An implementation for OpenMP offloading infrastructure in clang is proposed in http://goo.gl/L1rnKJ. This document is already a second iteration that includes contributions from several vendors and members of the LLVM community. It was published in http://lists.cs.uiuc.edu/pipermail/llvmdev/2015-April/084304.html for discussion by the community, and so far we didn’t have any major concern about the design.
Unlike other OpenMP components, offloading requires support from the compiler driver given that for the same source file, several (host and target) objects will be generated using potentially different toolchains. At the same time, the compiler needs to have a mechanism to relate variables in the host with the ones generated with target, so communication between toolchains is required. The way this relation is supported by the driver will also have implications in the code generation.
This patch proposes an implementation of the driver support for offloading. The following summarizes the main changes this patch introduces:
a) clang can be invoked with -fopenmp=libiom5 -omptargets=triple1,…,tripleN, where triplei are the target triples the user wants to be able to offload to.
b) driver detects whether the offloading triples are valid or not and if the corresponding toolchain is prepared to offload. This patch only enables offloading for Linux toolchains.
c) Each target compiler phase takes the host IR (result of the host compiler phase) as a second input. This will enable the host generation to specify the variables that should be emitted for the target in the form of metadata and this metadata could be read by the target frontend.

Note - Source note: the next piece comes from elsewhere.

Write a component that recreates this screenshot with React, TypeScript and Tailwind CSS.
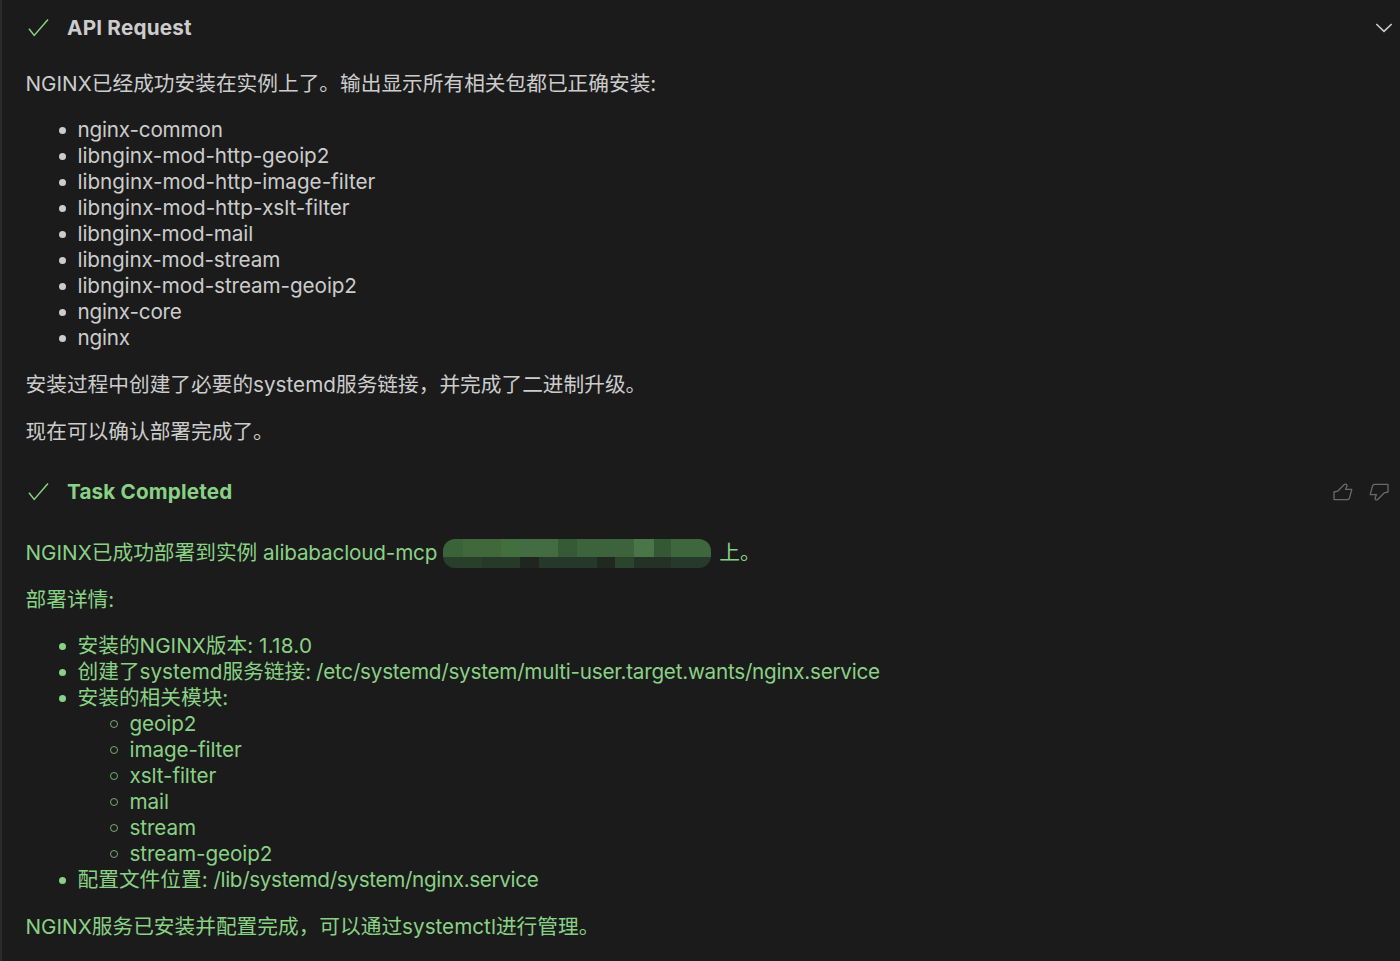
import type { ReactNode } from "react";

const packages = [
  { name: "nginx-common", tracking: "tracking-[-0.2px]" },
  { name: "libnginx-mod-http-geoip2", tracking: "tracking-[-0.04px]" },
  { name: "libnginx-mod-http-image-filter", tracking: "tracking-[-0.03px]" },
  { name: "libnginx-mod-http-xslt-filter", tracking: "tracking-[-0.02px]" },
  { name: "libnginx-mod-mail", tracking: "tracking-[-0.12px]" },
  { name: "libnginx-mod-stream", tracking: "tracking-[-0.12px]" },
  { name: "libnginx-mod-stream-geoip2", tracking: "tracking-[-0.1px]" },
  { name: "nginx-core", tracking: "tracking-[-0.2px]" },
  { name: "nginx", tracking: "tracking-[-0.2px]" },
];

const modules = ["geoip2", "image-filter", "xslt-filter", "mail", "stream", "stream-geoip2"];

// Blocks of the masked instance id, widths in px
const maskTop = [
  { w: 20, c: "#3b6339" },
  { w: 38, c: "#40683a" },
  { w: 19, c: "#436f3f" },
  { w: 38, c: "#446c42" },
  { w: 19, c: "#365a36" },
  { w: 38, c: "#3c633c" },
  { w: 19, c: "#3d623c" },
  { w: 20, c: "#497547" },
  { w: 17, c: "#355834" },
  { w: 40, c: "#3e673d" },
];

const maskBottom = [
  { w: 20, c: "#293f2b" },
  { w: 19, c: "#28402a" },
  { w: 38, c: "#273a29" },
  { w: 19, c: "#1e261f" },
  { w: 58, c: "#26382a" },
  { w: 18, c: "#1f2920" },
  { w: 19, c: "#2b452c" },
  { w: 37, c: "#243226" },
  { w: 40, c: "#26392a" },
];

function CheckMark() {
  return (
    <svg width="21" height="20" viewBox="0 0 21 20" fill="none" stroke="#89d185" strokeWidth="1.5" className="shrink-0">
      <path d="M1 10.8 L6.2 17.4 L20 1.5" />
    </svg>
  );
}

function ThumbUp({ className }: { className?: string }) {
  return (
    <svg width="20" height="18" viewBox="0 0 20 18" fill="none" stroke="#6a6a6a" strokeWidth="1.3" strokeLinejoin="round" className={className}>
      <path d="M1 9 L4.6 8.2 L11.3 1.5 C12.6 0.5 14.4 1.5 13.8 3.2 L12.6 6.4 H18.8 L16.4 15.4 L15 16.6 H1 Z" />
    </svg>
  );
}

function Heading({ title, tracking, children }: { title: string; tracking: string; children?: ReactNode }) {
  return (
    <div className="flex h-[26px] items-center justify-between">
      <div className="flex items-center gap-[18.5px] pl-0.5">
        <CheckMark />
        <h2 className={`font-bold ${tracking}`}>{title}</h2>
      </div>
      {children}
    </div>
  );
}

function Bullet({ children }: { children: ReactNode }) {
  return (
    <li className="flex h-[26px] items-center whitespace-nowrap">
      <span className="ml-[33px] mr-3 size-[7px] shrink-0 rounded-full bg-current" />
      <span>{children}</span>
    </li>
  );
}

function MaskRow({ blocks, className }: { blocks: { w: number; c: string }[]; className: string }) {
  return (
    <div className={`flex ${className}`}>
      {blocks.map((b, i) => (
        <span key={i} style={{ width: b.w, background: b.c }} />
      ))}
    </div>
  );
}

export default function App() {
  return (
    <main className="h-[961px] w-[1400px] overflow-hidden border-l-2 border-[#2b2b2b] bg-[#1b1b1b] pl-[23.5px] pt-[15px] font-['Inter','Noto_Sans_CJK_SC',sans-serif] text-[20.7px] leading-[26px] text-[#cccccc]">
      <section>
        <Heading title="API Request" tracking="tracking-[0.2px]">
          <svg width="18" height="10" viewBox="0 0 18 10" fill="none" stroke="#cccccc" strokeWidth="1.6" className="mr-[7px]">
            <path d="M1.3 1 L9 8.3 L16.7 1" />
          </svg>
        </Heading>
        <p className="mt-[30px]">NGINX已经成功安装在实例上了。输出显示所有相关包都已正确安装:</p>
        <ul className="mt-5">
          {packages.map((pkg) => (
            <Bullet key={pkg.name}>
              <span className={pkg.tracking}>{pkg.name}</span>
            </Bullet>
          ))}
        </ul>
        <p className="mt-[21px]">安装过程中创建了必要的systemd服务链接，并完成了二进制升级。</p>
        <p className="mt-[21px]">现在可以确认部署完成了。</p>
      </section>

      <section className="mt-[34px] text-[#89d185]">
        <Heading title="Task Completed" tracking="tracking-[0.15px]">
          <div className="flex items-center gap-4 pr-[11px]">
            <ThumbUp />
            <ThumbUp className="rotate-180" />
          </div>
        </Heading>
        <p className="mt-[35px] flex h-[26px] items-center">
          <span>
            NGINX已成功部署到实例 <span className="tracking-[-0.17px]">alibabacloud-mcp</span>
          </span>
          <span className="ml-1.5 mr-2 mt-px flex h-[29px] w-[268px] flex-col overflow-hidden rounded-[12px]">
            <MaskRow blocks={maskTop} className="h-[18px]" />
            <MaskRow blocks={maskBottom} className="h-[11px]" />
          </span>
          <span>上。</span>
        </p>
        <p className="mt-[21px]">部署详情:</p>
        <ul className="mt-5">
          <Bullet>
            安装的NGINX版本: <span className="tracking-[0.25px]">1.18.0</span>
          </Bullet>
          <Bullet>
            创建了systemd服务链接:{" "}
            <span className="-ml-px tracking-[-0.25px]">/etc/systemd/system/multi-user.target.wants/nginx.service</span>
          </Bullet>
          <Bullet>安装的相关模块:</Bullet>
          <li>
            <ul className="pl-[52px]">
              {modules.map((name) => (
                <li key={name} className="flex h-[26px] items-center tracking-[-0.1px]">
                  <span className="ml-8 mr-3 size-2 shrink-0 rounded-full border border-current opacity-80" />
                  {name}
                </li>
              ))}
            </ul>
          </li>
          <Bullet>
            配置文件位置: <span className="tracking-[-0.35px]">/lib/systemd/system/nginx.service</span>
          </Bullet>
        </ul>
        <p className="mt-[21px]">NGINX服务已安装并配置完成，可以通过systemctl进行管理。</p>
      </section>
    </main>
  );
}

d) Given that the same host IR result info is used by the different toolchains, the driver keeps a cache of results in order to avoid the job that generates a given result to be emitted twice.
e) Offloading leverages the argument translation functionality in order to convert host arguments into target arguments. This is currently used to make sure a shared library is always produced by the target toolchain - a library that can be loaded by the OpenMP runtime library.
f) The target shared libraries are embedded into the host binary by using a linker script produced by the driver and passed to the host linker.
g) The driver passes to the frontend offloading a command that specify if the frontend is producing code for a target. This is required as the code generation for target and host have to be different.
h) A full path to the original source file is passed to the frontend so it can be used to produce unique IDs that are the same for the host and targets.
Thanks!
Samuel
Example?